Blanca León hands out fliers while braving the low temperatures. (Photo by Mauricio Hernández via Queens Latino)

Blanca León

A mere 30 feet from Díaz stood 63-year-old Blanca León, born in Guayaquil, Ecuador. She arrived in New York nine years ago, and has been handing out fliers for the last seven, always on Roosevelt Avenue. The first two years the leaflets were for an English school, and the last five for a dentist’s office located on the corner of 82nd Street. “They don’t let me go to the bathroom at the office I work for. Because I am out on the street, I am forced to find somewhere else to go. Luckily, they let me use the restroom at a Peruvian restaurant where they know me.”

To make ends meet, León must also collect cans on the street and sell water in parks, as she does not have a work contract or other jobs. “Distance has made my five children grow apart from me, and now I live alone in New York,” said León, who came in 2007 to be with her granddaughter. However, she and her daughter moved out of the city.

“The boss calls us only when he needs us. If it is snowing or raining, there’s no work. Other times, I only get two or three hours of work, so I don’t make enough money. Fortunately, my father left me a house in Guayaquil that I will be able to move into in the future,” she said.

With a mix of sadness and excitement, Blanca León and Rosa Díaz follow their grand- and great-grandchildren’s growth through Facebook. It is their only contact with their families.
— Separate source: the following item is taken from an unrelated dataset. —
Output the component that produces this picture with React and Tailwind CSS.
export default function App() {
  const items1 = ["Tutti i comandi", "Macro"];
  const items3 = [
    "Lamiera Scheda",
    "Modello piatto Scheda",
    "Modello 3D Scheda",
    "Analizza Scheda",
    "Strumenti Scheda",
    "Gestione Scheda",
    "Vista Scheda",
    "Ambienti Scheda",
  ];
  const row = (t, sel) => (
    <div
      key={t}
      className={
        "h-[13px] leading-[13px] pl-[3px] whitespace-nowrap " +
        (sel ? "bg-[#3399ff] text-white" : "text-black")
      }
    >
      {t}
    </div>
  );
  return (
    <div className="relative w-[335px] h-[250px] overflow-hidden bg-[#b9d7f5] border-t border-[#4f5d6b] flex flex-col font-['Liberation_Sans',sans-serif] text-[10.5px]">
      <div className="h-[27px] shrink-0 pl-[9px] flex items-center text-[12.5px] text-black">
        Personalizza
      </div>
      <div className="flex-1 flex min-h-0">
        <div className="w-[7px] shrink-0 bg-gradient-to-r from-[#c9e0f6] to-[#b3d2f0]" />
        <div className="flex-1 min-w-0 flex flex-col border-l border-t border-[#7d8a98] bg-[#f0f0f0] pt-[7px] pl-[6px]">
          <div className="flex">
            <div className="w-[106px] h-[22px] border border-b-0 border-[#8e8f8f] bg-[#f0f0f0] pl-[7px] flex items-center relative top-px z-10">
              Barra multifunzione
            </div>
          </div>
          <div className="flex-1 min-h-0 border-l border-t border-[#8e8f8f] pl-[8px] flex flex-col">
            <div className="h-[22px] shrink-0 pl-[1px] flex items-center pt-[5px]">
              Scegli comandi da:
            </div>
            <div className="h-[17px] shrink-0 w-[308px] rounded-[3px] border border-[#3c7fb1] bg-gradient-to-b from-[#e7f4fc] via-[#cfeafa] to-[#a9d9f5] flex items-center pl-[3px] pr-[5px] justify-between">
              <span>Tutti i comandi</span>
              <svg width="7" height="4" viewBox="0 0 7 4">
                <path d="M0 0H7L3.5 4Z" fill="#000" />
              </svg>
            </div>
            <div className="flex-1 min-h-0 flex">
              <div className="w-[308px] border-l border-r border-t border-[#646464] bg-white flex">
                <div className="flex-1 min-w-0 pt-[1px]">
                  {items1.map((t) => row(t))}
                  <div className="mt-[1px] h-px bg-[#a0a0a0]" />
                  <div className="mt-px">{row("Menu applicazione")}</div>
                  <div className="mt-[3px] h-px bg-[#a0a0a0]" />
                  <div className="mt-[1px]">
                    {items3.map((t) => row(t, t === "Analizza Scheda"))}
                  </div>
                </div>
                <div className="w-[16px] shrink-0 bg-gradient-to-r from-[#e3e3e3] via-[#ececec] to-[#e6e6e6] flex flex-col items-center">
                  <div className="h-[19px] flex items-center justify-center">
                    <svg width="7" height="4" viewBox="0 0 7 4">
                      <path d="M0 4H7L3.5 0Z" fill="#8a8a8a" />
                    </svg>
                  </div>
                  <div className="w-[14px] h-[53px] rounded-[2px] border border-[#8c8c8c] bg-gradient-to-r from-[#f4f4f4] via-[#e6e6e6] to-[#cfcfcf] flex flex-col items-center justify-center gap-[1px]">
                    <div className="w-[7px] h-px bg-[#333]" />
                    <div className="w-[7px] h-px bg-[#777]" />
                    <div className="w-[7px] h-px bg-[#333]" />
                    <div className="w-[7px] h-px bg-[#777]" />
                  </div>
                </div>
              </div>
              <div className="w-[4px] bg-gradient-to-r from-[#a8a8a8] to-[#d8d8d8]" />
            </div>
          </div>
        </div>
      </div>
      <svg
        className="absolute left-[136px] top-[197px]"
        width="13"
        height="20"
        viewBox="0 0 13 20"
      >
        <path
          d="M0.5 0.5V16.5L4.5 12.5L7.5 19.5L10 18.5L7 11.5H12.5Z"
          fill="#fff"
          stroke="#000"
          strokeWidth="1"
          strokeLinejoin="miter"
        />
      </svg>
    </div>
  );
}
Also on 82nd Street, another older Peruvian woman who chose not to identify herself performed the same job. “I work because I get bored at home, where I live with my family. I don’t like to be indoors, much less having to depend on anyone.”

More than 5,000 unprotected workers?

“Publicity distribution is one of the most unfair and unprotected sectors among New York’s labor legislation,” said Virgilio Aran, founder of the Laundry Workers Center United (LWCU) organization and an advocate for housekeeping workers. “There is no legislation protecting people who hand out leaflets, and many of them see their wages stolen. Three years ago, I was working to defend the rights of people who distribute fliers, and I can assure you that 100 percent of them are not paid fairly or are victims of wage theft. Although there isn’t an exact number, I estimate that more than 5,000 people work performing this task in Queens.”